Menjadikan ilmu tanpa dasar sebagai pijakan dan dianggap rujukan dalam beramal merupakan dosa disisi Alloh. Mengajarkannya dan meyakinkan mereka meski tak berilmu merupakan perbuatan menyesatkan. Sesat akan berujung ke neraka.

Menjadikan testimony, hasil survey dan semua hal yang mengaku banyak orang telah melakukan, untuk dijadikan dasar ilmiah dan kebenaran adalah pandangan yang keliru. Bukankah Alloh telah mengingatkan, “Dan jika kamu menuruti kebanyakan orang-orang yang di muka bumi ini, niscaya mereka akan menyesatkanmu dari jalan Alloh. Mereka tidak lain hanyalah mengikuti persangkaan belaka, dan mereka tidak lain hanyalah berdusta (terhadap Alloh)” Al-An'am: 116.

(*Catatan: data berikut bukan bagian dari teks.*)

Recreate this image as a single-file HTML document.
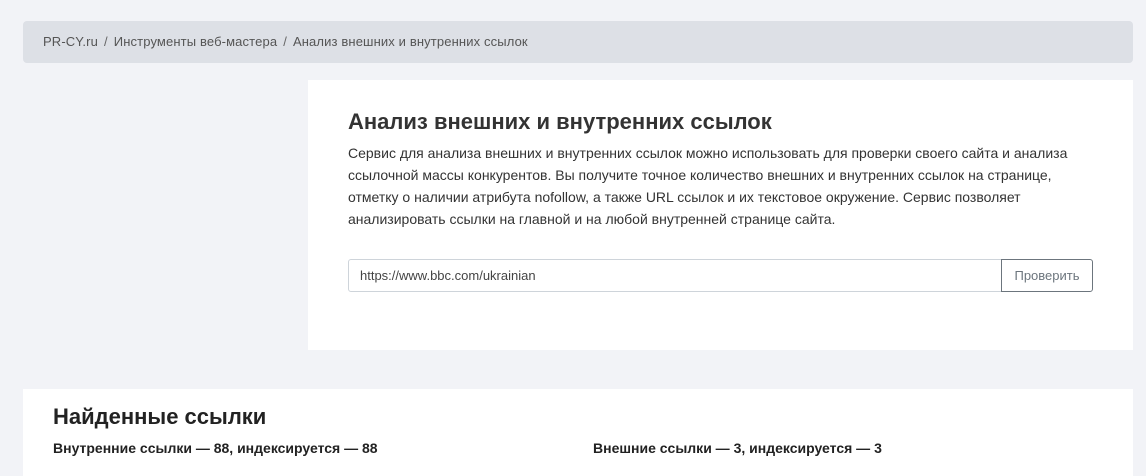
<!DOCTYPE html>
<html><head><meta charset="utf-8"><style>
*{margin:0;padding:0;box-sizing:border-box}
body{width:1146px;height:476px;overflow:hidden;background:#f2f3f7;font-family:"Liberation Sans",sans-serif;color:#333;position:relative}
.bc{position:absolute;left:23px;top:21px;width:1110px;height:42px;background:#dde0e6;border-radius:4px;font-size:13px;letter-spacing:0.13px;color:#555;line-height:42px;padding-left:20px}
.bc span{margin:0 6px;color:#666}
.card{position:absolute;left:308px;top:80px;width:825px;height:270px;background:#fff}
h1{position:absolute;left:40px;top:29px;font-size:22px;font-weight:bold;color:#333}
p{position:absolute;left:40px;top:62px;width:720px;font-size:14px;line-height:22px;color:#333}
.inp{position:absolute;left:40px;top:179px;width:654px;height:33px;border:1px solid #ced4da;border-radius:3px 0 0 3px;font-size:13px;line-height:31px;padding-left:11px;color:#444}
.btn{position:absolute;left:693px;top:179px;width:92px;height:33px;border:1px solid #6c757d;border-radius:0 3px 3px 0;font-size:13px;line-height:31px;text-align:center;color:#6c757d}
.card2{position:absolute;left:23px;top:389px;width:1110px;height:87px;background:#fff}
h2{position:absolute;left:30px;top:15px;font-size:22px;font-weight:bold;color:#222}
.s{position:absolute;top:51px;font-size:14px;font-weight:bold;color:#222}
</style></head><body>
<div class="bc">PR-CY.ru<span>/</span>Инструменты веб-мастера<span>/</span>Анализ внешних и внутренних ссылок</div>
<div class="card">
<h1>Анализ внешних и внутренних ссылок</h1>
<p>Сервис для анализа внешних и внутренних ссылок можно использовать для проверки своего сайта и анализа ссылочной массы конкурентов. Вы получите точное количество внешних и внутренних ссылок на странице, отметку о наличии атрибута nofollow, а также URL ссылок и их текстовое окружение. Сервис позволяет анализировать ссылки на главной и на любой внутренней странице сайта.</p>
<div class="inp">https://www.bbc.com/ukrainian</div>
<div class="btn">Проверить</div>
</div>
<div class="card2">
<h2>Найденные ссылки</h2>
<div class="s" style="left:30px">Внутренние ссылки — 88, индексируется — 88</div>
<div class="s" style="left:570px">Внешние ссылки — 3, индексируется — 3</div>
</div>
</body></html>
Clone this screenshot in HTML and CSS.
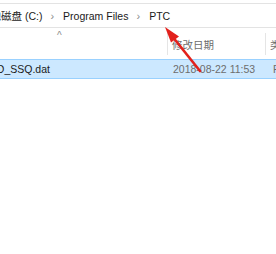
FILE: index.html
```html
<!DOCTYPE html>
<html>
<head>
<meta charset="utf-8">
<link rel="stylesheet" href="styles.css">
</head>
<body>
<div class="win">
  <div class="topline"></div>
  <div class="address">
    <span class="crumb first">本地磁盘 (C:)</span>
    <span class="sep">›</span>
    <span class="crumb">Program Files</span>
    <span class="sep">›</span>
    <span class="crumb">PTC</span>
  </div>
  <div class="header">
    <div class="col name"><span class="caret">^</span></div>
    <div class="col date">修改日期</div>
    <div class="col type">类型</div>
  </div>
  <div class="row selected">
    <div class="cell name">LD_SSQ.dat</div>
    <div class="cell date">2018-08-22 11:53</div>
    <div class="cell type">F</div>
  </div>
  <svg class="arrow" width="276" height="254" viewBox="0 0 276 254">
    <line x1="200" y1="71" x2="172" y2="36" stroke="#e2211c" stroke-width="2.6" stroke-linecap="round"/>
    <polygon points="165,27 179,36.5 171,42.5" fill="#e2211c"/>
  </svg>
</div>
</body>
</html>
```
FILE: styles.css
```css
html, body {
  margin: 0;
  padding: 0;
  background: #ffffff;
}
.win {
  position: relative;
  width: 276px;
  height: 254px;
  overflow: hidden;
  font-family: "Liberation Sans", "Noto Sans CJK SC", sans-serif;
  font-size: 10.5px;
}
.topline {
  height: 3px;
  border-bottom: 1px solid #e3e3e3;
}
.address {
  height: 23px;
  border-bottom: 1px solid #e3e3e3;
  display: flex;
  align-items: center;
  white-space: nowrap;
  color: #1a1a1a;
  margin-left: -20px;
}
.crumb {
  flex-shrink: 0;
}
.sep {
  flex-shrink: 0;
  color: #8a8a8a;
  font-size: 11px;
  margin: 0 9px 0 8px;
}
.header {
  display: flex;
  height: 22px;
  margin-top: 5px;
  color: #6d6d6d;
  white-space: nowrap;
}
.col {
  display: flex;
  align-items: center;
  flex-shrink: 0;
}
.header .name {
  width: 167px;
  position: relative;
  border-right: 1px solid #e5e5e5;
}
.caret {
  position: absolute;
  left: 57px;
  top: -3px;
  font-size: 10px;
  color: #8c8c8c;
}
.header .date {
  width: 98px;
  padding-left: 4px;
  box-sizing: border-box;
  border-right: 1px solid #e5e5e5;
}
.header .type {
  padding-left: 4px;
}
.row {
  display: flex;
  height: 18px;
  align-items: center;
  margin-top: 4px;
  white-space: nowrap;
}
.selected {
  background: #cce8ff;
  border-top: 1px solid #99d1ff;
  border-bottom: 1px solid #99d1ff;
}
.cell {
  flex-shrink: 0;
}
.cell.name {
  width: 182px;
  margin-left: -9px;
  color: #1a1a1a;
}
.cell.date {
  width: 100px;
  color: #6d6d6d;
}
.cell.type {
  color: #6d6d6d;
}
.arrow {
  position: absolute;
  left: 0;
  top: 0;
}
```
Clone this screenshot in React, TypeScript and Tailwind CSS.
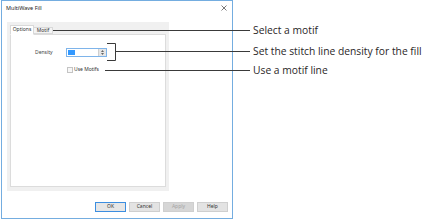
import React from "react";

function Btn({ label, kind }: { label: string; kind?: "default" | "disabled" }) {
  if (kind === "default") {
    return (
      <div className="w-[31px] h-[10px] flex items-center justify-center border border-[#3c8ee0] bg-[#e6e6e6] text-[5px] text-[#333]">
        {label}
      </div>
    );
  }
  if (kind === "disabled") {
    return (
      <div className="w-[31px] h-[10px] flex items-center justify-center border border-[#cfcfcf] bg-[#d6d6d6] text-[5px] text-[#a3a3a3]">
        {label}
      </div>
    );
  }
  return (
    <div className="w-[31px] h-[10px] flex items-center justify-center border border-[#cfcfcf] bg-[#e3e3e3] text-[5px] text-[#333]">
      {label}
    </div>
  );
}

export default function App() {
  return (
    <div className="relative w-[444px] h-[222px] bg-white overflow-hidden" style={{ fontFamily: '"Noto Sans", "Open Sans", sans-serif' }}>
      <div className="flex flex-row">
        {/* Dialog */}
        <div className="ml-px w-[232px] h-[219px] border border-[#74ade0] bg-white flex flex-col">
          <div className="h-[14px] flex items-center justify-between pl-[4px] pr-[5px]">
            <span className="text-[5.5px] text-[#222]">MultiWave Fill</span>
            <svg width="6" height="6" viewBox="0 0 6 6">
              <path d="M0.5 0.5 L5.5 5.5 M5.5 0.5 L0.5 5.5" stroke="#555" strokeWidth="0.8" />
            </svg>
          </div>
          <div className="mt-[7px] ml-[5px] w-[162px] h-[169px] bg-[#f0f0f0] flex flex-col pt-[3px] px-[3px] pb-[4px]">
            <div className="flex flex-row items-end h-[9px]">
              <div className="w-[24px] h-[10px] -mb-px z-10 bg-white border border-[#d9d9d9] border-b-white flex items-center justify-center text-[5px] text-[#333]">
                Options
              </div>
              <div className="w-[19px] h-[7px] bg-[#f4f4f4] border border-l-0 border-[#d9d9d9] flex items-center justify-center text-[5px] text-[#333]">
                Motif
              </div>
            </div>
            <div className="flex-1 bg-white border border-[#dcdcdc] flex flex-col">
              <div className="mt-[13px] flex flex-row items-center pl-[24px]">
                <span className="w-[31px] text-[5px] text-[#444]">Density</span>
                <div className="w-[41px] h-[9px] border border-[#7eb4ea] flex flex-row items-center bg-white">
                  <div className="ml-px w-[7px] h-[5px] bg-[#3399ff]" />
                  <div className="flex-1" />
                  <div className="w-[8px] h-full bg-[#e6e6e6] border-l border-[#cfcfcf] flex flex-col items-center justify-center gap-[1px]">
                    <svg width="3" height="2" viewBox="0 0 3 2"><path d="M0 2 L1.5 0 L3 2 Z" fill="#666" /></svg>
                    <svg width="3" height="2" viewBox="0 0 3 2"><path d="M0 0 L1.5 2 L3 0 Z" fill="#666" /></svg>
                  </div>
                </div>
              </div>
              <div className="mt-[9px] flex flex-row items-center pl-[56px] gap-[1px]">
                <div className="w-[6px] h-[6px] border border-[#c4c4c4] bg-[#f7f7f7]" />
                <span className="text-[5px] text-[#333]">Use Motifs</span>
              </div>
            </div>
          </div>
          <div className="mt-[11px] flex flex-row justify-end gap-[3px] pr-[4px]">
            <Btn label="OK" kind="default" />
            <Btn label="Cancel" />
            <Btn label="Apply" kind="disabled" />
            <Btn label="Help" />
          </div>
        </div>
        {/* Callout labels */}
        <div className="ml-[20px] pt-[24px] flex flex-col text-[10.3px] leading-[12px] text-[#2a2627]" style={{ fontFamily: '"Open Sans", sans-serif' }}>
          <span>Select a motif</span>
          <span className="mt-[9px]">Set the stitch line density for the fill</span>
          <span className="mt-[7px]">Use a motif line</span>
        </div>
      </div>
      {/* Callout lines overlay */}
      <svg className="absolute left-0 top-0 pointer-events-none" width="444" height="222" viewBox="0 0 444 222">
        <g stroke="#3a3a3a" strokeWidth="1" fill="none">
          <path d="M53 30.5 H250" />
          <path d="M107 43.5 H115.5 V60.5 H107" />
          <path d="M115 51.5 H250" />
          <path d="M105 70.5 H250" />
        </g>
      </svg>
    </div>
  );
}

Ketika nasihat terakhir menutup pesan singkat ponsel saya kepada teman motivator FPT berbunyi “pending dulu tuh ST*F**nya, baca lagi Al Isra’ ayat 36…”, dijawab “ bagi saya FPT tidak ada masalah, saya khan menyampaikan pendekatan ilmu bukan keyakinan…”, innalillahi wa inna ilaihi rojiun. Bagaimana mungkin dikatakan bukan sebuah keyakinan jika yang disampaikan (lewat presentasi) menggambarkan keseksamaan metode ini di klaim 80 sampai 90%. Apakah klaim ini tidak mendasari keyakinan bahwa ilmu baru ini sudah TERBUKTI dan layak untuk dipakai. Atau kalau pun toh akhirnya sang motivator TIDAK meyakininya sebagai keyakinan, tapi apakah mungkin sanggup dengan jujur mengatakan kepada audience bahwa jangan YAKIN dengan ilmu ini. Lalu apakah mungkin semua audience berpikiran ‘ini adalah pendekatan dan bukan keyakinan’. So, kalau gak yakin kenapa sampai keringat mruntus (jawa, baca:bercucuran) belajar, mengajar, memotivasi FPT dengan harga nan mahal?
Akhirnya harus tawakal, diterima nasihatnya ya syukur, nggak dipakai juga nggak boleh meradang. Teriring doa, ya Alloh tunjukan yang benar itu benar dan berikan rezeki bagi kami untuk mengikutinya, dan tunjukan kapada kami yang salah itu salah dan berilah kami rezeki untuk menghindarinya….Wallohu a’lam.